Australia's proposed capital gains tax reforms could triple the tax bill for low-income crypto investors, according to details of the plan. The changes would impose a 30% floor on CGT for crypto assets, a sharp departure from the current progressive rate that can be as low as zero for those on lower incomes.
How the 30% floor would work
Under current law, an Australian investor earning under $18,200 pays no capital gains tax. The proposed reforms scrap that exemption for crypto. Instead, anyone selling digital assets would owe at least 30% of their gain — regardless of total income. For a low-income earner making a modest $5,000 profit on a trade, the tax bill jumps from zero to $1,500. That's a tripling of effective tax for many.

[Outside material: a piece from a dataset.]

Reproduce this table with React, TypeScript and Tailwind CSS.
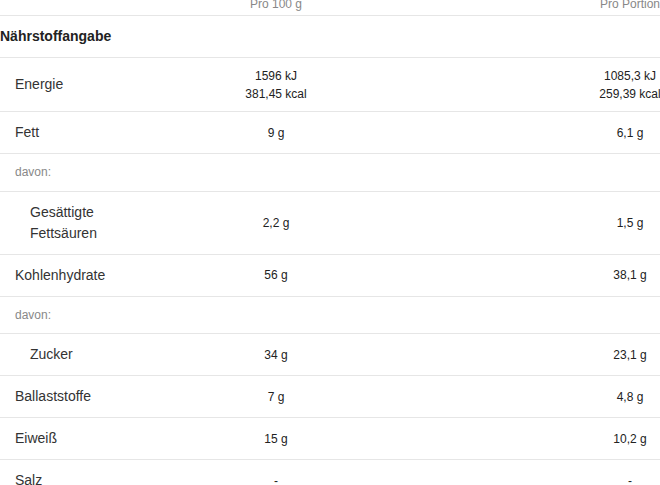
import React from 'react';

type Row = {
  label: React.ReactNode;
  per100?: string[];
  perPortion?: string[];
  kind?: 'title' | 'note' | 'sub' | 'main';
};

const rows: Row[] = [
  { label: 'Nährstoffangabe', kind: 'title' },
  { label: 'Energie', per100: ['1596 kJ', '381,45 kcal'], perPortion: ['1085,3 kJ', '259,39 kcal'] },
  { label: 'Fett', per100: ['9 g'], perPortion: ['6,1 g'] },
  { label: 'davon:', kind: 'note' },
  { label: <>Gesättigte<br />Fettsäuren</>, per100: ['2,2 g'], perPortion: ['1,5 g'], kind: 'sub' },
  { label: 'Kohlenhydrate', per100: ['56 g'], perPortion: ['38,1 g'] },
  { label: 'davon:', kind: 'note' },
  { label: 'Zucker', per100: ['34 g'], perPortion: ['23,1 g'], kind: 'sub' },
  { label: 'Ballaststoffe', per100: ['7 g'], perPortion: ['4,8 g'] },
  { label: 'Eiweiß', per100: ['15 g'], perPortion: ['10,2 g'] },
  { label: 'Salz', per100: ['-'], perPortion: ['-'] },
];

const Values: React.FC<{ lines?: string[] }> = ({ lines }) => (
  <div className="flex flex-col items-center justify-center py-[8.5px] text-[12px] leading-[18px] text-[#222] whitespace-nowrap">
    {lines?.map((l) => (
      <span key={l}>{l}</span>
    ))}
  </div>
);

const NutritionRow: React.FC<{ row: Row }> = ({ row }) => {
  const kind = row.kind ?? 'main';
  let labelCls = 'py-[10px] pl-[15px] text-[14px] leading-[21px] text-[#333]';
  if (kind === 'title') labelCls = 'py-[10px] pl-0 text-[14px] leading-[21px] font-bold text-[#222]';
  if (kind === 'note') labelCls = 'py-[10px] pl-[15px] text-[12px] leading-[16.5px] text-[#888]';
  if (kind === 'sub') labelCls = 'py-[10px] pl-[30px] text-[14px] leading-[21px] text-[#333]';

  return (
    <div className="grid grid-cols-[216px_120px_224px_140px] items-center border-b border-[#e6e6e6]">
      <div className={labelCls}>{row.label}</div>
      <Values lines={row.per100} />
      <div />
      <Values lines={row.perPortion} />
    </div>
  );
};

export default function App() {
  return (
    <div className="w-[660px] h-[485px] overflow-hidden bg-white" style={{ fontFamily: '"Liberation Sans", Arial, sans-serif' }}>
      <div className="w-[700px] -mt-[4px]">
        <div className="grid grid-cols-[216px_120px_224px_140px] border-b border-[#e6e6e6] pb-[2px] text-[12px] leading-[17px] text-[#888]">
          <div />
          <div className="text-center">Pro 100 g</div>
          <div />
          <div className="text-center">Pro Portion</div>
        </div>
        {rows.map((r, i) => (
          <NutritionRow key={i} row={r} />
        ))}
      </div>
    </div>
  );
}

The impact on holding strategies
The change doesn't just raise revenue — it reshapes how people think about holding. Long-term investors who buy and hold for years, hoping to sell in a lower tax bracket, now face a flat 30% floor. That eliminates the incentive to time sales around income fluctuations. Some may decide it's not worth holding crypto at all if the tax floor eats too deep into gains.

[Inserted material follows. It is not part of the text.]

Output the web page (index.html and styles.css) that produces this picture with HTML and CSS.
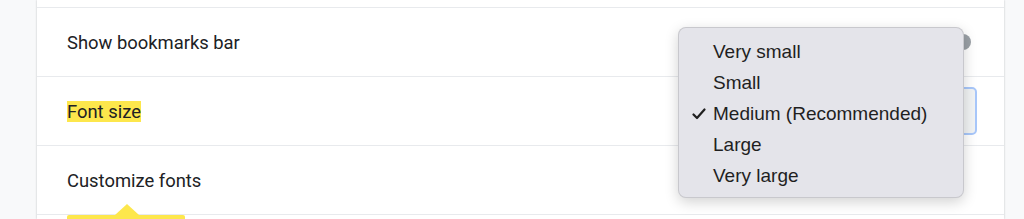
FILE: index.html
```html
<!DOCTYPE html>
<html lang="en">
<head>
    <meta charset="UTF-8">
    <title>Appearance</title>
    <link rel="stylesheet" href="styles.css">
</head>
<body>
    <div class="page">
        <div class="card">
            <div class="row">
                <span class="label">Show bookmarks bar</span>
                <span class="toggle"><span class="knob"></span></span>
            </div>
            <div class="row">
                <span class="label highlight">Font size</span>
                <span class="select"></span>
            </div>
            <div class="row">
                <span class="label">Customize fonts</span>
            </div>
            <div class="row"></div>
        </div>
    </div>

    <!-- callout under "Customize fonts" -->
    <div class="callout"></div>

    <!-- native select popup -->
    <ul class="menu">
        <li>Very small</li>
        <li>Small</li>
        <li class="checked">
            <svg class="check" width="14" height="12" viewBox="0 0 14 12">
                <path d="M1.5 6.5 L5 10 L12.5 1.5" fill="none" stroke="#1f1f1f" stroke-width="2.2" stroke-linecap="round" stroke-linejoin="round"/>
            </svg>
            Medium (Recommended)
        </li>
        <li>Large</li>
        <li>Very large</li>
    </ul>
</body>
</html>
```

FILE: styles.css
```css
body {
    margin: 0;
    background-color: #f8f9fa;
    font-family: Roboto, Arial, sans-serif;
    color: #202124;
    height: 219px;
    overflow: hidden;
}
.page {
    padding-left: 37px;
    width: 967px;
}
.card {
    background-color: #ffffff;
    box-shadow: 0 0 2px rgba(60, 64, 67, 0.3);
    padding-top: 7px;
    height: 212px;
    overflow: hidden;
}
.row {
    display: flex;
    align-items: center;
    justify-content: space-between;
    height: 68px;
    border-top: 1px solid #e8eaed;
    padding: 0 27px 0 30px;
}
.label {
    font-size: 18.4px;
}
.highlight {
    background-color: #fde74c;
}
.toggle {
    width: 16px;
    height: 16px;
    margin-right: 6px;
}
.knob {
    display: block;
    width: 16px;
    height: 16px;
    border-radius: 50%;
    background-color: #9aa0a6;
}
.select {
    width: 200px;
    height: 44px;
    border: 2px solid #a8c7fa;
    border-radius: 5px;
    background-color: #f1f3f4;
}
.callout {
    position: absolute;
    left: 67px;
    top: 215px;
    width: 118px;
    height: 4px;
    background-color: #fde74c;
    border-radius: 2px 2px 0 0;
}
.callout::before {
    content: "";
    position: absolute;
    left: 48px;
    top: -11px;
    border-left: 12px solid transparent;
    border-right: 12px solid transparent;
    border-bottom: 11px solid #fde74c;
}
.menu {
    position: absolute;
    left: 678px;
    top: 27px;
    width: 286px;
    height: 171px;
    margin: 0;
    padding: 8px 0 7px;
    list-style: none;
    background-color: #e4e4ea;
    border: 1px solid rgba(0, 0, 0, 0.12);
    border-radius: 8px;
    box-shadow: 0 4px 14px rgba(0, 0, 0, 0.18);
    box-sizing: border-box;
    font-family: "Liberation Sans", Arial, sans-serif;
    font-size: 19px;
    color: #1f1f1f;
}
.menu li {
    position: relative;
    height: 31px;
    line-height: 31px;
    padding-left: 34px;
}
.check {
    position: absolute;
    left: 13px;
    top: 10px;
}
```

The proposed rules apply only to crypto, not to other asset classes like shares or property. That singling out has drawn criticism from investor advocates, who argue it penalises a specific technology rather than addressing broader tax fairness.
What happens next
The proposal is still in draft form. The government has not announced a formal timeline for legislation, but industry groups are already lobbying for changes — particularly a higher threshold before the 30% floor kicks in. The big question: whether the Treasury will carve out an exemption for small traders or keep the floor flat for every crypto sale. For now, anyone planning a crypto exit in Australia is staring at a much bigger tax bill than they expected.